Todos sabem que Robert Kennedy foi o responsável pelo fato de seu irmão Jonh ter caído em desgraça diante da máfia, que o ajudou a se eleger e depois foi traída. Bob ocupava o cargo de Procurador Geral. Todos sabem que foram os democratas que se meteram no atoleiro do Vietnã. Mas nada disso importa. O discurso de campanha é tratado como verdade histórica pelo cineasta Esteves (filho de Martin Sheen, que também está no filme).

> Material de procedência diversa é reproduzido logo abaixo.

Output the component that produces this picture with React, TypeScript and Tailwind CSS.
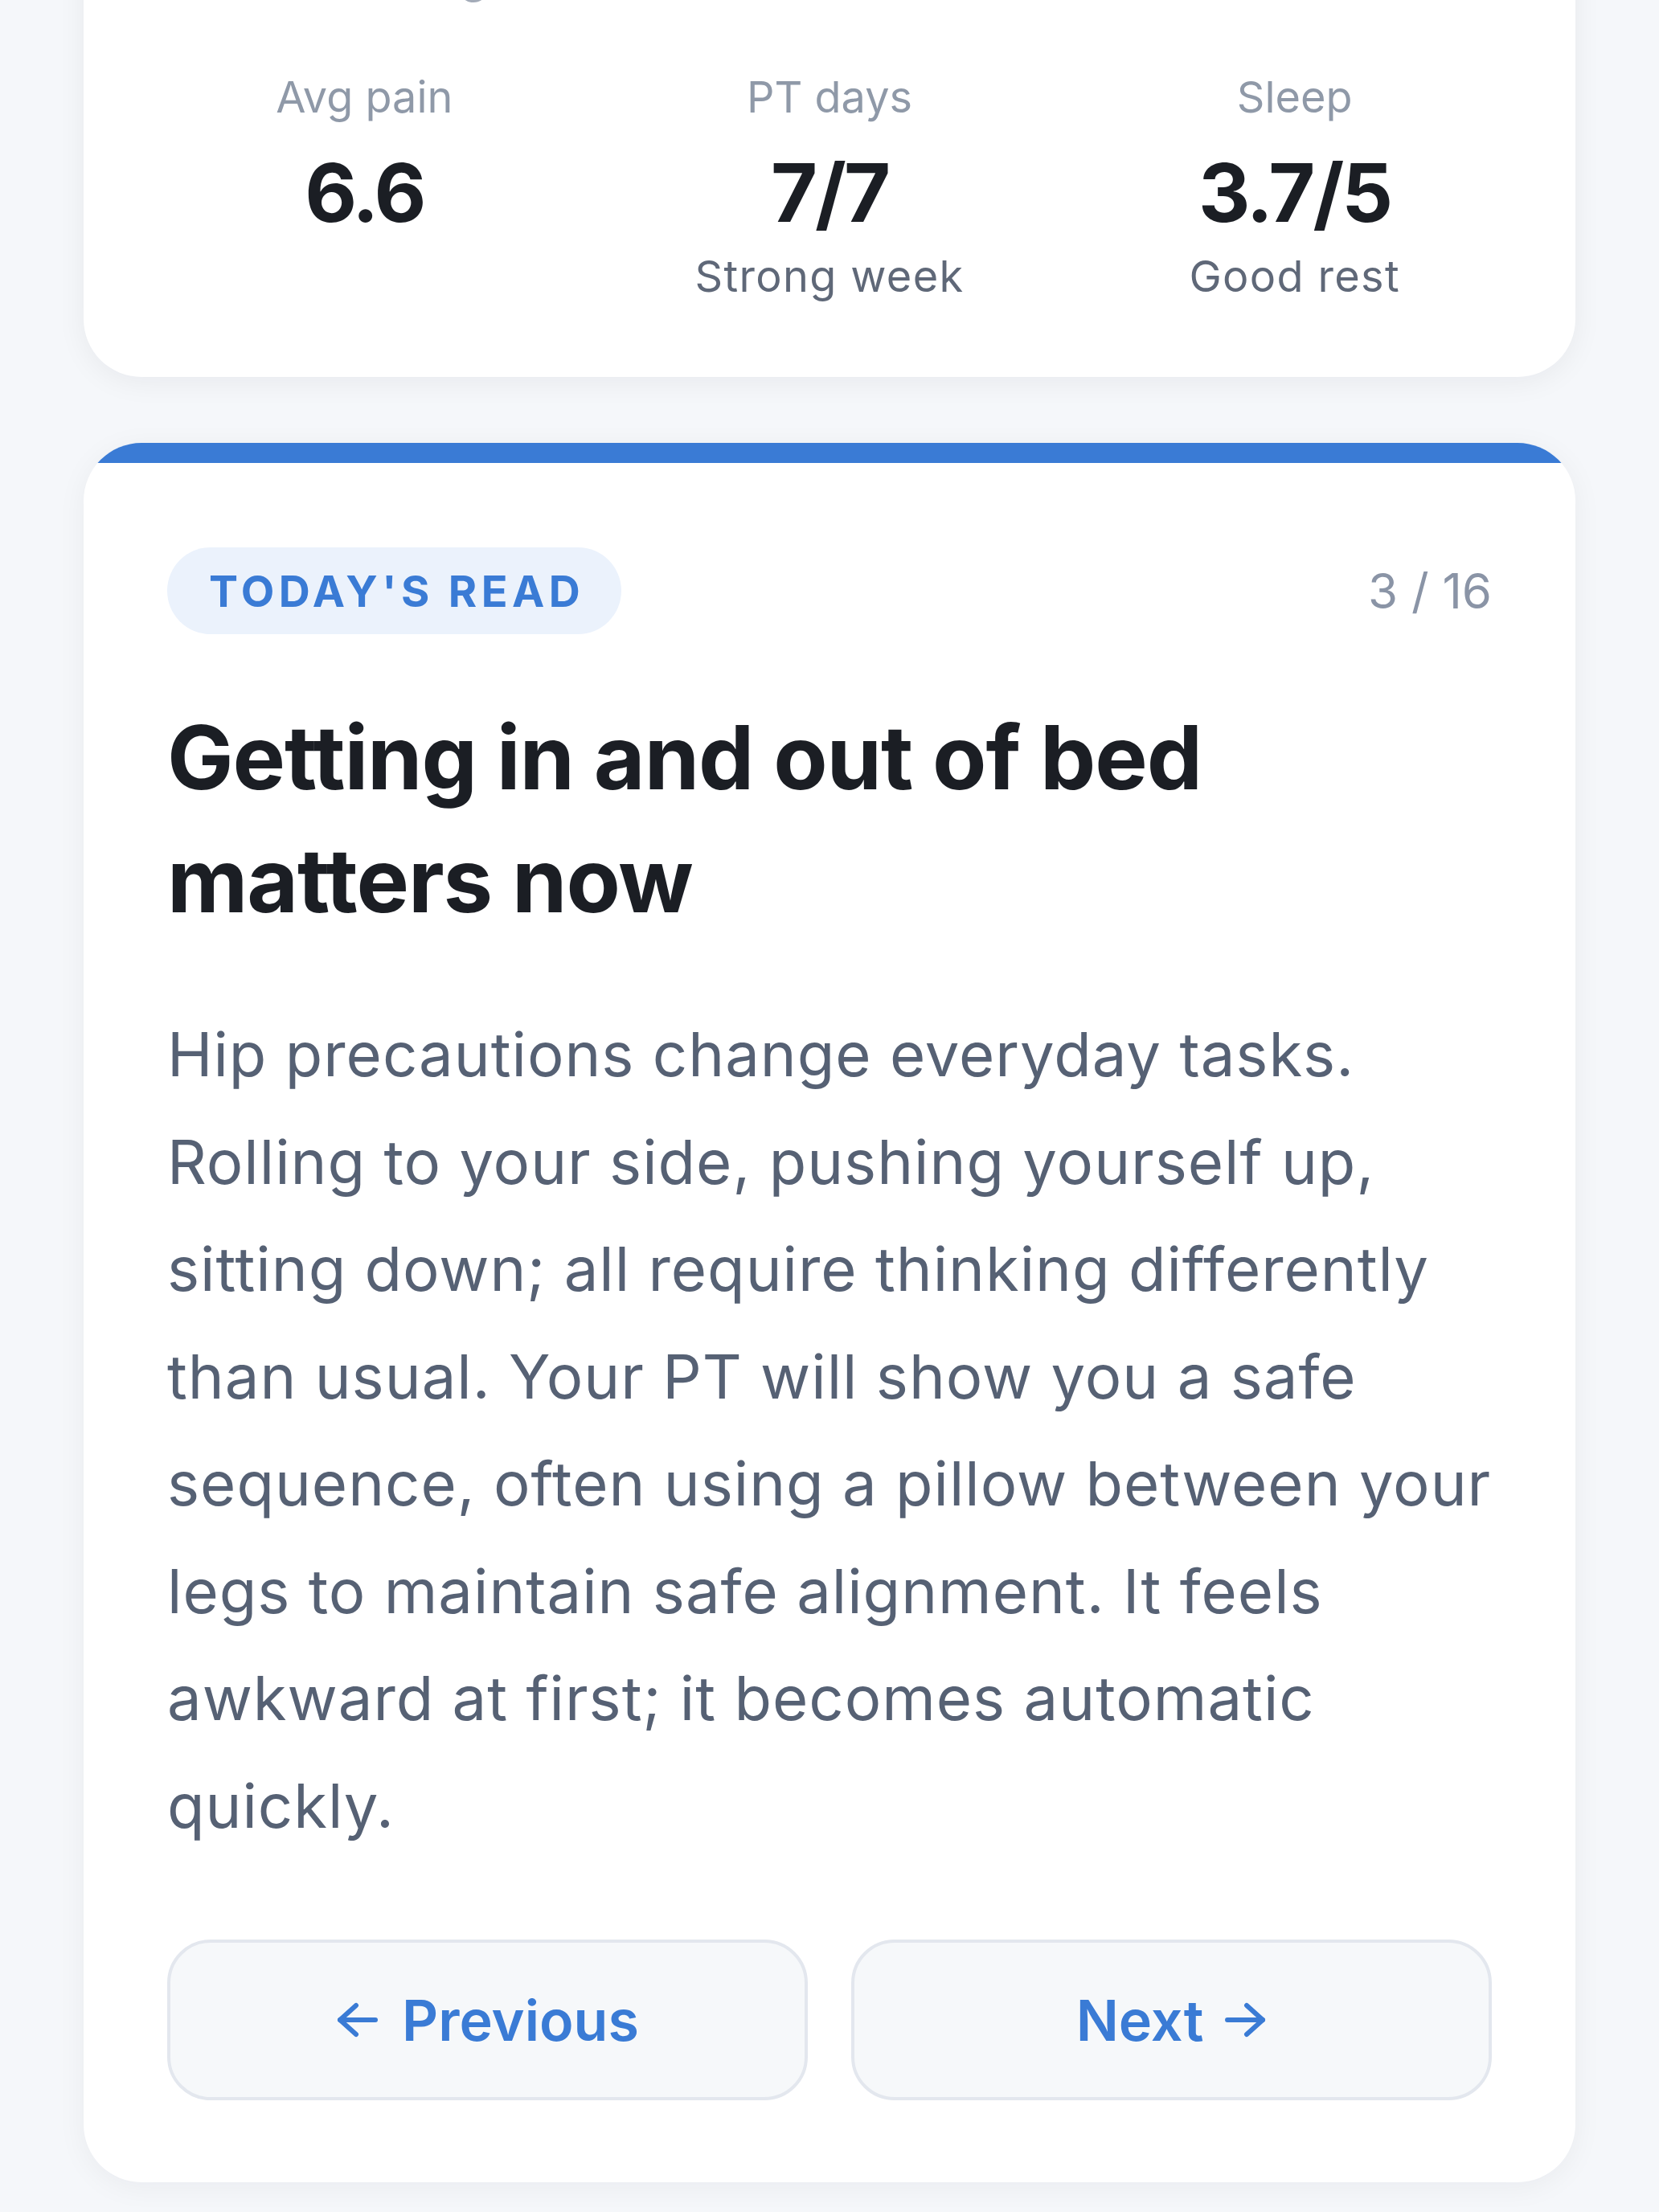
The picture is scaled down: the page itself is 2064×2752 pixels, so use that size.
import React from 'react';

const STATS = [
  { label: 'Avg pain', value: '6.6', note: '' },
  { label: 'PT days', value: '7/7', note: 'Strong week' },
  { label: 'Sleep', value: '3.7/5', note: 'Good rest' },
];

const BODY = [
  'Hip precautions change everyday tasks.',
  'Rolling to your side, pushing yourself up,',
  'sitting down; all require thinking differently',
  'than usual. Your PT will show you a safe',
  'sequence, often using a pillow between your',
  'legs to maintain safe alignment. It feels',
  'awkward at first; it becomes automatic',
  'quickly.',
];

function ArrowLeft() {
  return (
    <svg width="52" height="44" viewBox="0 0 52 44" fill="none" stroke="currentColor" strokeWidth="6" strokeLinecap="round" strokeLinejoin="round">
      <path d="M49 22H5" />
      <path d="M25 4 5 22l20 18" />
    </svg>
  );
}

function ArrowRight() {
  return (
    <svg width="52" height="44" viewBox="0 0 52 44" fill="none" stroke="currentColor" strokeWidth="6" strokeLinecap="round" strokeLinejoin="round">
      <path d="M3 22h44" />
      <path d="M27 4l20 18-20 18" />
    </svg>
  );
}

export default function App() {
  return (
    <main
      className="min-h-screen bg-[#f5f7fa] px-[104px] pb-[38px]"
      style={{ fontFamily: 'Inter, "Noto Sans", sans-serif' }}
    >
      {/* Weekly summary */}
      <section className="-mt-[129px] rounded-[72px] bg-white px-[60px] pt-[60px] pb-[87px] shadow-[0_6px_36px_rgba(15,23,42,0.06)]">
        <p className="text-[56px] leading-[80px] font-medium text-[#a3abb8]">Your week at a glance</p>
        <div className="mt-[72px] grid grid-cols-3 text-center">
          {STATS.map((s) => (
            <div key={s.label} className="flex flex-col items-center">
              <span className="text-[54px] leading-[76px] text-[#8f99a8]">{s.label}</span>
              <span className="mt-[21px] text-[100px] leading-[120px] font-bold tracking-[-0.03em] text-[#1b1e24]">
                {s.value}
              </span>
              {s.note && (
                <span className="mt-[6px] text-[54px] leading-[76px] tracking-[0.025em] text-[#5f6878]">{s.note}</span>
              )}
            </div>
          ))}
        </div>
      </section>

      {/* Today's read */}
      <section className="mt-[82px] overflow-hidden rounded-[72px] bg-white shadow-[0_6px_36px_rgba(15,23,42,0.05)]">
        <div className="h-[25px] bg-[#3a7bd5]" />
        <div className="px-[104px] pt-[105px] pb-[102px]">
          <div className="flex items-center justify-between">
            <span className="flex h-[108px] items-center rounded-full bg-[#ebf2fc] pl-[52px] pr-[46px] text-[54px] font-bold tracking-[0.1em] text-[#3a7bd5]">
              TODAY'S READ
            </span>
            <span className="text-[60px] text-[#8a94a6]">3 / 16</span>
          </div>

          <h1 className="mt-[77px] text-[110px] leading-[153px] font-bold tracking-[-0.01em] text-[#1b1e24]">
            Getting in and out of bed
            <br />
            matters now
          </h1>

          <p className="mt-[73px] text-[76px] leading-[133.5px] tracking-[0.013em] text-[#566174]">
            {BODY.map((line, i) => (
              <React.Fragment key={i}>
                {line}
                {i < BODY.length - 1 && <br />}
              </React.Fragment>
            ))}
          </p>

          <div className="mt-[100px] grid grid-cols-2 gap-[54px]">
            <button className="flex h-[200px] items-center justify-center gap-[30px] rounded-[54px] border-[4px] border-[#e3e7ee] bg-[#f6f8fa] text-[70px] font-semibold text-[#3a7bd5]">
              <ArrowLeft />
              Previous
            </button>
            <button className="flex h-[200px] items-center justify-center gap-[27px] rounded-[54px] border-[4px] border-[#e3e7ee] bg-[#f6f8fa] text-[70px] font-semibold text-[#3a7bd5]">
              Next
              <ArrowRight />
            </button>
          </div>
        </div>
      </section>
    </main>
  );
}
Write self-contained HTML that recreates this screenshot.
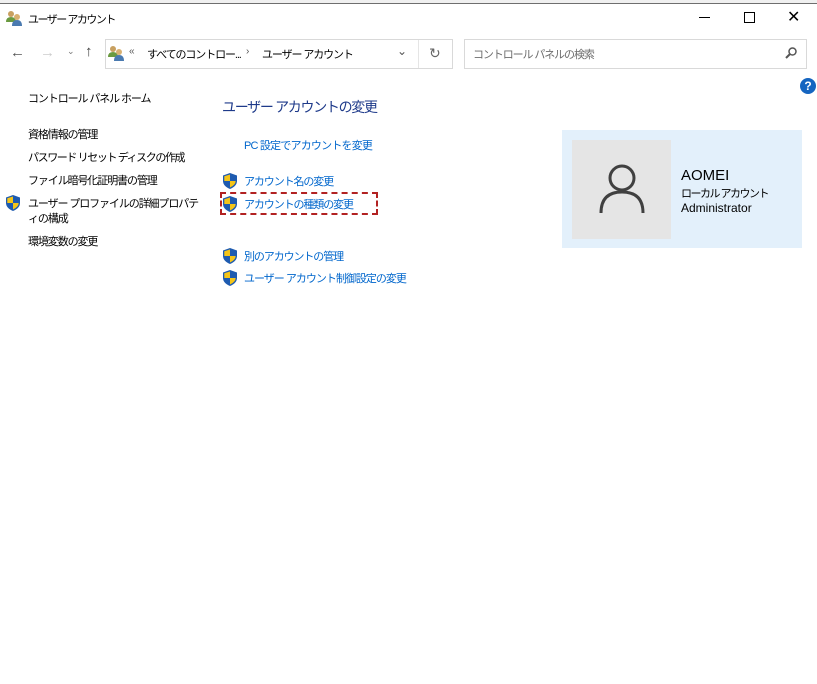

O que vale são as presenças dos atores. Além dos dois citados, temos Bill Macy (com sua cara de rádio dos anos 30), Sharon Stone (ótima no papel de uma cabeleireira), Demi Moore (que interpreta uma cantora alcoólatra), entre outros. Uma surpresa foi ver a tradução que fiz para o título da saga do rei Arthur quando assumi o cargo de editor executivo da W11: “O único e eterno rei” foi a solução que encontrei para Once and future king. O tradutor do filme respeitou minha frase ( aprovada pela tradutora da saga impressa em livro, Maria José Silveira e pelo meu editor na época, Wagner Carelli). Mas no making of, pisaram na bola. Colocaram "O primeiro e futuro rei", mas vale a que está no filme.

É uma delícia ver seu próprio trabalho alcançar o status de idéia consolidada. Fiquei contente.

RETORNO - Imagens de hoje: na primeira foto, Ioan Gruffudd no papel de Wilberforce em "Amazing Grace" (filme que teve ainda a performance magistral de Albert Finney, um dos maiores atores do mundo) ; na segunda, Emilio Esteves e Demi Moore em Bobby.